TikTok says it is bringing its services back to the United States less than 24 hours after the app went dark to comply with a national ban.
The app's future has become a headline political issue on the eve of Donald Trump's return to the presidency, and Trump has been promising to find a way to revive it.
"As of today, TikTok is back," Trump told his inauguration eve rally in Washington DC on Sunday evening, local time.
"We have no choice, we have to save it. A lot of jobs."
The president-elect has pledged to issue an executive order to delay the ban to negotiate a deal to keep it operating.
It's on a long list of orders Trump is expected to sign on day one of his presidency.
Others are likely to overturn environmental regulations, cancel diversity programs, lift bans on offshore oil and gas drilling, and pave the way for his "mass deportation" plan.
"You're going to see executive orders that are going to make you extremely happy," Trump told the rally.
He later added: "Somebody said yesterday, 'Sir, don't sign so many in one day, let's do it over a period of weeks.
"I said, 'Like hell we're going to do it over weeks. We're going to sign them at the beginning.'
Trump suggests US could buy half of TikTok
The night before Trump's rally, TikTok disappeared from app stores and blocked access for its 170 million American users to comply with a Sunday deadline for its shutdown.
But on Sunday morning, Trump promised to issue an executive order on Monday, after his inauguration, to extend the deadline for shutdown. That would provide time to "make a deal to protect our national security" and keep the app running in the US.
"I would like the United States to have a 50 per cent ownership position in a joint venture," Trump posted. "By doing this, we save TikTok, keep it in good hands and allow it to say [sic] up."
A few hours later, TikTok announced it was "in the process of restoring service".
"We thank President Trump for providing the necessary clarity and assurance to our service providers that they will face no penalties," a statement from the company said.
The US Congress passed a law, with bipartisan support, in April last year. It ordered TikTok's China-based parent company, ByteDance, to sell the app or face a ban.
Trump said last week he had spoken to Chinese President Xi Jinping about TikTok, among other topics.
Chinese Vice-President Han Zheng has travelled to the US for the inauguration. He met with vice-president-elect JD Vance on Sunday.
TikTok CEO Shou Chew has also reportedly been invited to Trump's inauguration, to sit with other VIPs from the tech industry.
They include X owner Elon Musk, who Trump has appointed to co-lead his cost-cutting operation, and Facebook owner Mark Zuckerberg, who pledged to cut fact-checking from the platform after meeting with Trump.
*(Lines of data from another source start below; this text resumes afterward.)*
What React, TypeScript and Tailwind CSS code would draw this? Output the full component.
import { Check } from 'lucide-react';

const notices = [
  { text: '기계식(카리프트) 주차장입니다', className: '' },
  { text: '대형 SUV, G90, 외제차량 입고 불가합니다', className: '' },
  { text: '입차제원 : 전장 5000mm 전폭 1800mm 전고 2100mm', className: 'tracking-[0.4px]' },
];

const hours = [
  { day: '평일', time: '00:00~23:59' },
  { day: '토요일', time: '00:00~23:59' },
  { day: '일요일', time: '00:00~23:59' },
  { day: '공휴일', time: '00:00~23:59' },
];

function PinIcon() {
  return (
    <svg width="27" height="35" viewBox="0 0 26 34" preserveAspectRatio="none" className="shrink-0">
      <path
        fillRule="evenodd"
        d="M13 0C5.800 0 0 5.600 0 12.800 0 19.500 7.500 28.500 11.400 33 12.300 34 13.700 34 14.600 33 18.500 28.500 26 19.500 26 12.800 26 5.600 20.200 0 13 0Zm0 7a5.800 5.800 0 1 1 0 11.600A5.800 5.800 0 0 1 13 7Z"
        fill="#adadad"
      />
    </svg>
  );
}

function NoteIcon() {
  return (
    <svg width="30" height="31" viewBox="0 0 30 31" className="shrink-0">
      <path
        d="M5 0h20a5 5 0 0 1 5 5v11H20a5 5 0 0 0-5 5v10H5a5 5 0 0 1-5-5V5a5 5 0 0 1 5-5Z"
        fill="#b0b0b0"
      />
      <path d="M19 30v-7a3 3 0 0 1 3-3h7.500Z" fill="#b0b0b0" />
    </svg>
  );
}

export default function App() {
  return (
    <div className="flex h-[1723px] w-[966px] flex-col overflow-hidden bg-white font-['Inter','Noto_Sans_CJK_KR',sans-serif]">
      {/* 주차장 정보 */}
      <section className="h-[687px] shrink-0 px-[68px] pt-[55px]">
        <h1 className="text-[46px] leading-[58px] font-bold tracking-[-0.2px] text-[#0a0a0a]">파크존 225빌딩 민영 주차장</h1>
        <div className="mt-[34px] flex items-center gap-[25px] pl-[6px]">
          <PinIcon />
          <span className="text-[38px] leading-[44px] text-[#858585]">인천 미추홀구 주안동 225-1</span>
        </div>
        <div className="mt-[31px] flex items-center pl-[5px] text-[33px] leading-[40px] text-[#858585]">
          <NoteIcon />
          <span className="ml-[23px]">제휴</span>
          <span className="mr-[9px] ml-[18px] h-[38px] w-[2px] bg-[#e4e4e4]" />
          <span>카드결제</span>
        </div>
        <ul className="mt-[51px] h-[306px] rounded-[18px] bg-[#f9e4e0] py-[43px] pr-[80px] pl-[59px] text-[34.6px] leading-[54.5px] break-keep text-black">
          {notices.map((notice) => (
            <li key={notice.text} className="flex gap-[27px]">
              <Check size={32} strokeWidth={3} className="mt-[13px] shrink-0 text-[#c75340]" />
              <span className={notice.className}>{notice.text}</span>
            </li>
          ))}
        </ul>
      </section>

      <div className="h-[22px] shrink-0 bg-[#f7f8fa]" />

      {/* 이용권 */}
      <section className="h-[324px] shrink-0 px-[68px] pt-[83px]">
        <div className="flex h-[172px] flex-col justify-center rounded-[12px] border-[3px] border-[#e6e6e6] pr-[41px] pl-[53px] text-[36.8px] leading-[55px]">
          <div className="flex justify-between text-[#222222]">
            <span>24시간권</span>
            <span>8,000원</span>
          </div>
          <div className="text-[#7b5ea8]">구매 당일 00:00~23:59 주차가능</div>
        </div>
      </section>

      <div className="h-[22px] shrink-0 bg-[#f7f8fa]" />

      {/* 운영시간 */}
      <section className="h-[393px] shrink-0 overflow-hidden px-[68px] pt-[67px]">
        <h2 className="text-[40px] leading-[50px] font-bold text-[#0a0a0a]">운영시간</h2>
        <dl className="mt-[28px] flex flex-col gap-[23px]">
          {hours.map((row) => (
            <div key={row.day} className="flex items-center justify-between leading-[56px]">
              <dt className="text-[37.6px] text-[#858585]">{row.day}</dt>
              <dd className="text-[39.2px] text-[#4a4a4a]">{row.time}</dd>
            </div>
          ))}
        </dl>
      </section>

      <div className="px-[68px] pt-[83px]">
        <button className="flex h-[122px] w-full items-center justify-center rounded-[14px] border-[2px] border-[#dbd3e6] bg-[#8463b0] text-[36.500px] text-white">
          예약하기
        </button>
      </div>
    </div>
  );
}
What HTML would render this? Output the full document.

The TikTok ban legislation, which has survived a Supreme Court challenge, could make Trump's promise difficult to keep. Executive orders generally cannot override or reverse legislation passed by Congress.
Republican senator Tom Cotton responded to TikTok's announcement by warning that "any company that hosts, distributes, services, or otherwise facilitates communist-controlled TikTok could face hundreds of billions of dollars of ruinous liability under the law".
Trump had tried to ban the app during his first term as president, but in recent months has spoken favourably about the app.
"We'll have a look at TikTok," he said at his first post-election press conference.
"I have a warm spot in my heart for TikTok."